The real winners could well be publishers—and consumers.

Publishers hope this demand for the demise of and alternatives to third-party cookies will reboot what some see as their ailing ad businesses. Larger media properties and local newspapers alike are in a better position to thrive without cookies because they have an even more interesting and scarce resource: content with a loyal following and first-party data for that highly active and engaged audience. Instead of marketing to consumers based on a decision they made on another site at another time, contextual targeting markets to audiences based on the actual content they’re consuming at the moment or have shown an affinity for. Still, of course, with the identity solutions that the Trade Desk and Google and others are promoting—in the first case, an individualized identifier for users built from their anonymized email addresses which is gathered from a user logging into a website or app, and in the second, anonymized consumers sliced into cohorts (the “C” in FLoC)—would allow advertisers to achieve the goal of right place-right-time-right-person without dropping cookie files.
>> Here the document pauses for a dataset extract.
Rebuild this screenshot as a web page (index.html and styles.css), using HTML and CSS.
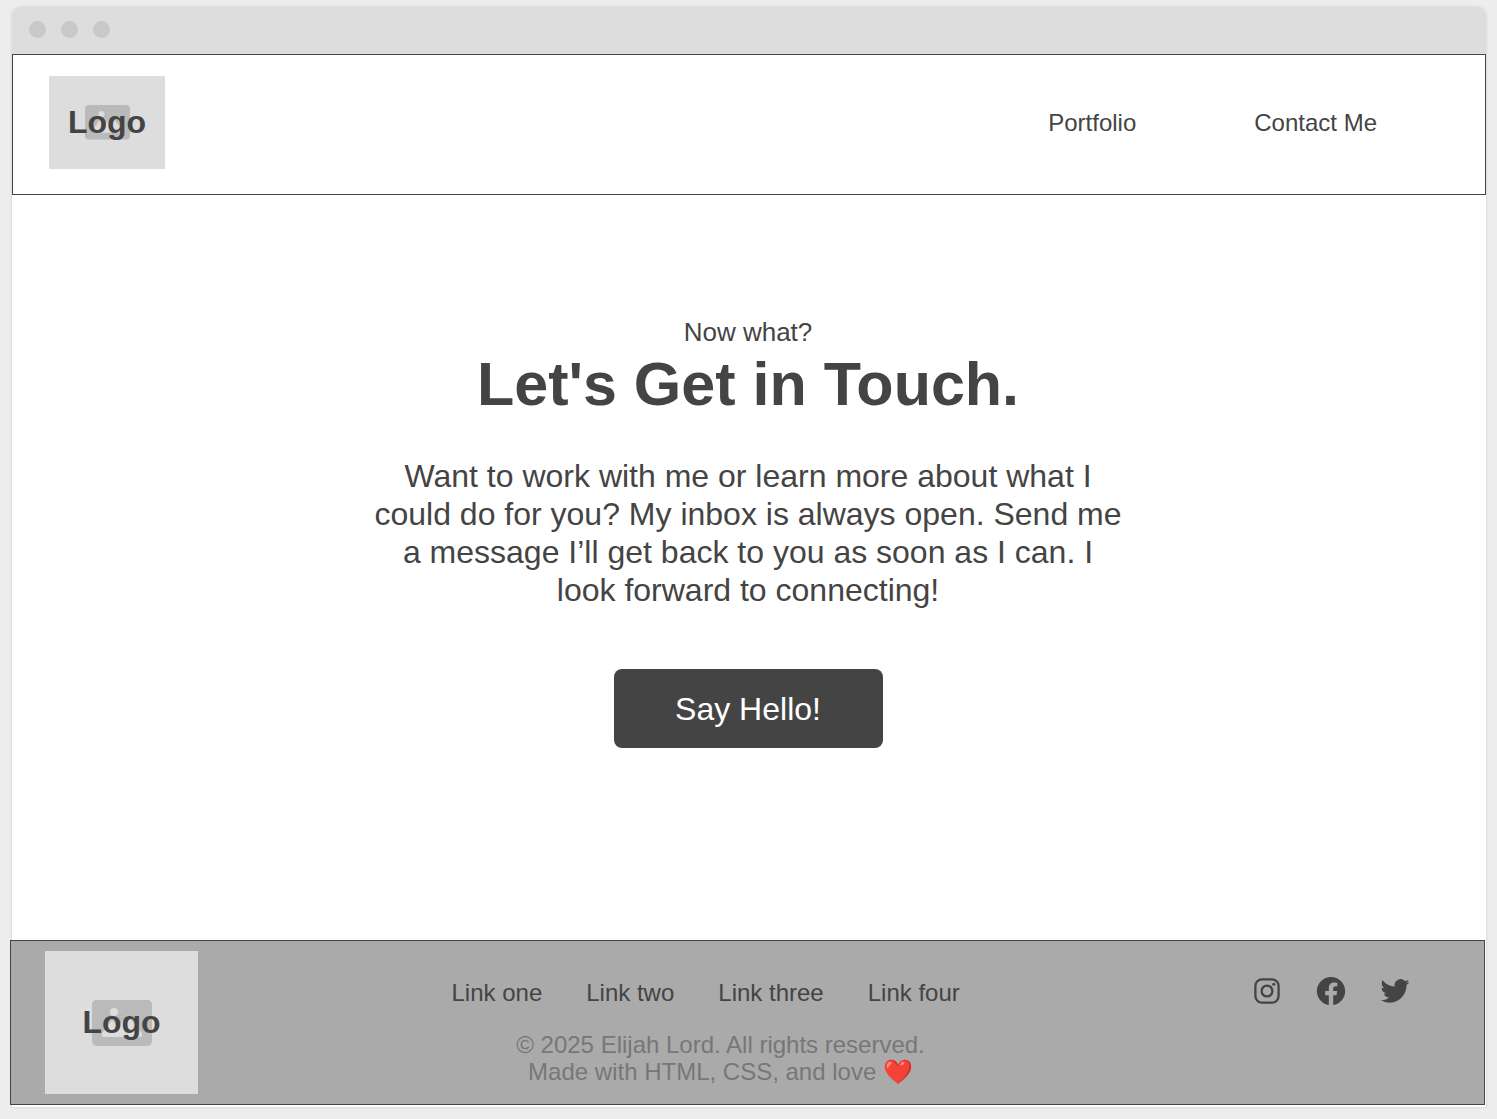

One of the biggest implications in all this is that advertisers need to account in their targeting for a shift to first-party data—that they possess or that publishers have to offer them — and more personalized creative marketing content for consumers.

Advertisers with rich caches of customer data can weave that together with publisher data for targeted campaigns. What we might be seeing? Prices for advertising rising as the supply-demand dynamic kicks in. And that might be not a bad thing if it fuels better content, better ads and a better open, ad-supported internet.

So, bye-bye and hasta la vista, cookies. Now we can get to work.